The real challenge facing us is to adopt realistic emission reduction objectives, and effective policies in order to achieve them. And there are no easy answers, as to how to ensure that the Union will be able to fulful its commitments in a cost-effective way, in order to achieve the desired environmental result.

As a first concrete contribution to this reflection related to energy policy, the Commission adopted just last Wednesday on my initiative a Communication addressing the energy dimension of climate change.

The Communication's objective is to outline the challenge posed to energy policy makers, and to identify a number of areas of policy action.

If the proposed target of 12% for CO2 emission reduction and of 15% greenhouse gas emission, by 2010 as compared to 1990, is adopted in Kyoto, it must be clear to us all that there are many far-reaching implications.
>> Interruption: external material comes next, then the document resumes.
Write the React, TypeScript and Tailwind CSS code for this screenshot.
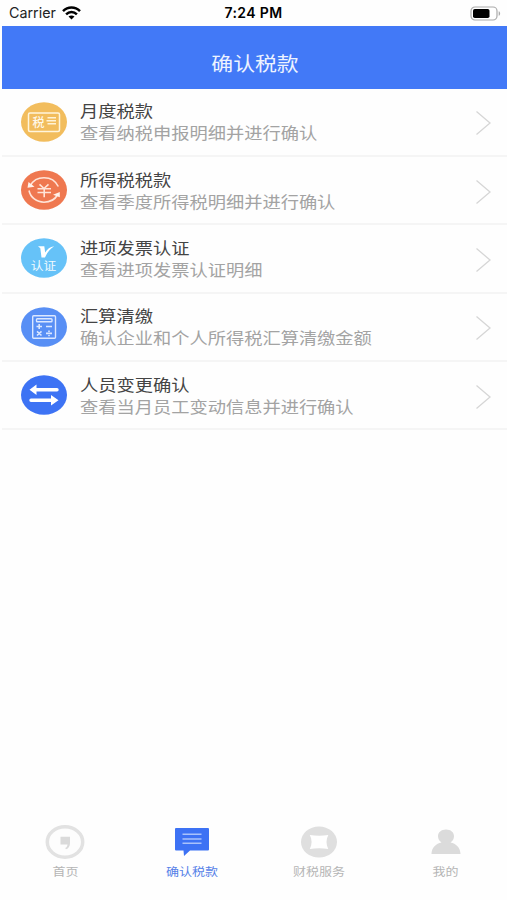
import type { ReactNode } from "react";

interface TaxItem {
  title: string;
  description: string;
  icon: ReactNode;
}

interface Tab {
  label: string;
  icon: ReactNode;
  active?: boolean;
}

const MonthlyIcon = () => (
  <svg width="46" height="40" viewBox="0 0 46 40">
    <ellipse cx="23" cy="20" rx="23" ry="19.7" fill="#f2bd5d" />
    <rect x="7.5" y="11" width="31" height="18.5" rx="1.5" fill="none" stroke="#fff5dc" strokeWidth="1.5" />
    <text x="11.5" y="24.6" fontSize="12" fontWeight="500" fill="#fff8e8">
      税
    </text>
    <path d="M26.5 15.8h8.5M25.5 18.8h9.5M26.5 21.8h8.500" stroke="#fff3d6" strokeWidth="1.5" />
  </svg>
);

const IncomeIcon = () => (
  <svg width="46" height="40" viewBox="0 0 46 40">
    <ellipse cx="23" cy="20" rx="23" ry="19.7" fill="#ef7850" />
    <g fill="none" stroke="#ffe4d8" strokeWidth="1.6">
      <path d="M9.500 15.500C12 10.500 17 7.700 23 7.700c6.500 0 11.700 3.300 14.300 8.800" />
      <path d="M8 20.500c1.500 7 7.500 11.700 15 11.700 6 0 11-2.700 13.800-7.700" />
      <path d="M18.500 14.300l4.500 4.200 4.500-4.200M16.500 18.700h13.500M16.500 22.500h13.500M23.200 18.500v8.800" strokeWidth="1.6" />
    </g>
    <path d="M7.500 12l6 4.800-7 1zM38.800 22v5.200l-6.800-2.500z" fill="#fff1ea" />
  </svg>
);

const InvoiceIcon = () => (
  <svg width="46" height="40" viewBox="0 0 46 40">
    <ellipse cx="23" cy="20" rx="23" ry="19.700" fill="#66c2f8" />
    <path
      d="M17 8.300h6.300l.9 6.200c2-3.500 4.800-5.600 9-6.300-4.300 2.800-7 6.300-9.200 11.300h-3.500l-1.200-9.300z"
      fill="#fff"
    />
    <text x="9.700" y="32.300" fontSize="11.800" textLength="25.500" lengthAdjust="spacingAndGlyphs" fill="#f2fbff">
      认证
    </text>
  </svg>
);

const SettlementIcon = () => (
  <svg width="46" height="40" viewBox="0 0 46 40">
    <ellipse cx="23" cy="20" rx="23" ry="19.700" fill="#588ff5" />
    <g fill="none" stroke="#dbe7ff" strokeWidth="1.400">
      <rect x="11.700" y="8.700" width="22.800" height="22.500" rx="1" />
      <rect x="15.500" y="11.700" width="15.500" height="3" rx="0.800" />
      <path
        d="M15.500 19.500h5.500M18.200 17v5M25 19.500h6M16 24.300l4.500 4.200M20.500 24.300l-4.500 4.200M25 26.400h6M28 23.600v1.300M28 27.900v1.300"
        strokeWidth="1.600"
      />
    </g>
  </svg>
);

const StaffIcon = () => (
  <svg width="46" height="40" viewBox="0 0 46 40">
    <ellipse cx="23" cy="20" rx="23" ry="19.700" fill="#3d73f4" />
    <path d="M13 14.700h23M10 25.200h23" stroke="#fff" strokeWidth="3.400" strokeLinecap="round" />
    <path d="M8.500 14.700l7-5.200v10.400zM37.500 25.200l-7.500-5.200v10.400z" fill="#fff" />
  </svg>
);

const HomeIcon = () => (
  <svg width="42" height="36" viewBox="0 0 42 36">
    <ellipse cx="21" cy="18" rx="17.700" ry="15.200" fill="#fdfdfd" stroke="#e2e2e2" strokeWidth="3.500" />
    <path d="M16.500 12.700h9.500v6.500c0 3-1.500 5.200-4 6l-.8-1.100c1.600-.9 2.200-2 2.300-3.600h-7z" fill="#dadada" />
  </svg>
);

const MessageIcon = () => (
  <svg width="36" height="30" viewBox="0 0 36 30">
    <path d="M2 1h32a1 1 0 0 1 1 1v20.500a1 1 0 0 1-1 1H16L10 29l-.5-5.500H2a1 1 0 0 1-1-1V2a1 1 0 0 1 1-1z" fill="#3d72f4" />
    <path d="M8.500 7.300h19M8.500 12h19M8.500 16.300h19" stroke="#a9c2fb" strokeWidth="1.500" />
  </svg>
);

const ServiceIcon = () => (
  <svg width="38" height="32" viewBox="0 0 38 32">
    <ellipse cx="19" cy="16" rx="18" ry="15.500" fill="#dfdfdf" />
    <path d="M9.800 9c6 1 12.500 1 18.500 0-2.400 4.800-2.400 9.200 0 14-6-1-12.500-1-18.500 0 2.400-4.800 2.400-9.200 0-14z" fill="#fff" />
  </svg>
);

const ProfileIcon = () => (
  <svg width="30" height="26" viewBox="0 0 30 26">
    <path
      d="M15 .5c4.700 0 8 2.800 8 6.700 0 2.700-1.500 4.900-3.500 6.300 5.500 1.200 9.800 4.800 10 11.500h-29c.2-6.700 4.500-10.300 10-11.500C8.500 12.100 7 9.900 7 7.200 7 3.300 10.300.5 15 .5z"
      fill="#dbdbdb"
    />
  </svg>
);

const items: TaxItem[] = [
  { title: "月度税款", description: "查看纳税申报明细并进行确认", icon: <MonthlyIcon /> },
  { title: "所得税税款", description: "查看季度所得税明细并进行确认", icon: <IncomeIcon /> },
  { title: "进项发票认证", description: "查看进项发票认证明细", icon: <InvoiceIcon /> },
  { title: "汇算清缴", description: "确认企业和个人所得税汇算清缴金额", icon: <SettlementIcon /> },
  { title: "人员变更确认", description: "查看当月员工变动信息并进行确认", icon: <StaffIcon /> },
];

const tabs: Tab[] = [
  { label: "首页", icon: <HomeIcon /> },
  { label: "确认税款", icon: <MessageIcon />, active: true },
  { label: "财税服务", icon: <ServiceIcon /> },
  { label: "我的", icon: <ProfileIcon /> },
];

function StatusBar() {
  return (
    <div className="grid h-[25.500px] shrink-0 grid-cols-3 items-center pl-[9px] pr-[6px] pt-[1px] font-['Inter',sans-serif] leading-none text-[#222]">
      <div className="flex items-center gap-[6px]">
        <span className="text-[14.300px]">Carrier</span>
        <svg width="19" height="14" viewBox="0 0 19 14">
          <g fill="none" stroke="#000" strokeWidth="2.500">
            <path d="M1 5.200c4.900-4.900 12.100-4.900 17 0" />
            <path d="M4.100 8.300c3.100-3 7.700-3 10.800 0" />
          </g>
          <path d="M6.500 10.600c1.700-1.600 4.300-1.600 6 0l-3 3z" fill="#000" />
        </svg>
      </div>
      <span className="-ml-[3px] text-center text-[14px] font-semibold tracking-[0.35px] text-black">7:24 PM</span>
      <svg className="justify-self-end" width="31" height="15" viewBox="0 0 31 15">
        <rect x="1" y="1" width="26" height="13" rx="4" fill="#fff" stroke="#aaa" strokeWidth="1.200" />
        <rect x="3" y="3" width="16.500" height="9" rx="1.800" fill="#000" />
        <path d="M28.700 5.200c1.900.7 1.900 3.900 0 4.600z" fill="#aaa" />
      </svg>
    </div>
  );
}

function ItemRow({ title, description, icon }: TaxItem) {
  return (
    <li className="flex h-[68.400px] items-center border-b-2 border-[#f5f5f5] pl-[19px] pr-[15px]">
      <div className="shrink-0">{icon}</div>
      <div className="ml-[13px] flex-1 whitespace-nowrap">
        <p className="-mt-px origin-left scale-x-[1.140] text-[16px] leading-[22px] text-[#444]">{title}</p>
        <p className="origin-left scale-x-[1.140] text-[16px] leading-[22px] text-[#a3a3a3]">{description}</p>
      </div>
      <svg className="mt-[3px] shrink-0" width="17" height="26" viewBox="0 0 17 26">
        <path d="M1.500 1.500L15 13 1.500 24.500" fill="none" stroke="#d6d6d6" strokeWidth="1.300" />
      </svg>
    </li>
  );
}

export default function App() {
  return (
    <div className="flex h-[900px] w-full flex-col overflow-hidden bg-[#fefefe] font-['Noto_Sans_CJK_SC',sans-serif]">
      <StatusBar />
      <header className="ml-[2px] flex h-[63px] shrink-0 items-center justify-center bg-[#4279f7] pl-[2px] pt-[12px]">
        <h1 className="scale-x-[1.120] text-[19.500px] leading-none text-[#edf3ff]">确认税款</h1>
      </header>
      <ul className="ml-[2px]">
        {items.map((item) => (
          <ItemRow key={item.title} {...item} />
        ))}
      </ul>
      <nav className="mt-auto mb-[20px] ml-[2px] -mr-[2px] grid grid-cols-4">
        {tabs.map((tab) => (
          <div key={tab.label} className="flex flex-col items-center gap-[2px]">
            <div className="flex h-[36px] items-center">{tab.icon}</div>
            <span
              className={`scale-x-[1.130] text-[11.500px] leading-[18px] ${
                tab.active ? "text-[#5681e8]" : "text-[#b5b5b5]"
              }`}
            >
              {tab.label}
            </span>
          </div>
        ))}
      </nav>
    </div>
  );
}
A major effort needs to be made throughout our economies.

In a complex and changing world, the electricity industry must also take seriously, and manage appropriately, its responsibilities.

Ladies and Gentlemen,

We are entering an exciting period of rapid developments in the energy sector.

The new developments represent a great challenge for your industry, but they also offer new opportunities. I have no doubts that the European electricity supply industry will rise to the challenge. I can assure you that the European Commission is ready for a mutually beneficial cooperation.

I look forward to our joint efforts to make the internal energy market a reality. I am convinced of the necessity to involve the economic actors in developing a more coherent and more environmentally friendly energy policy. A policy, which will help achieve sustainable economic development, inside and outside the Union.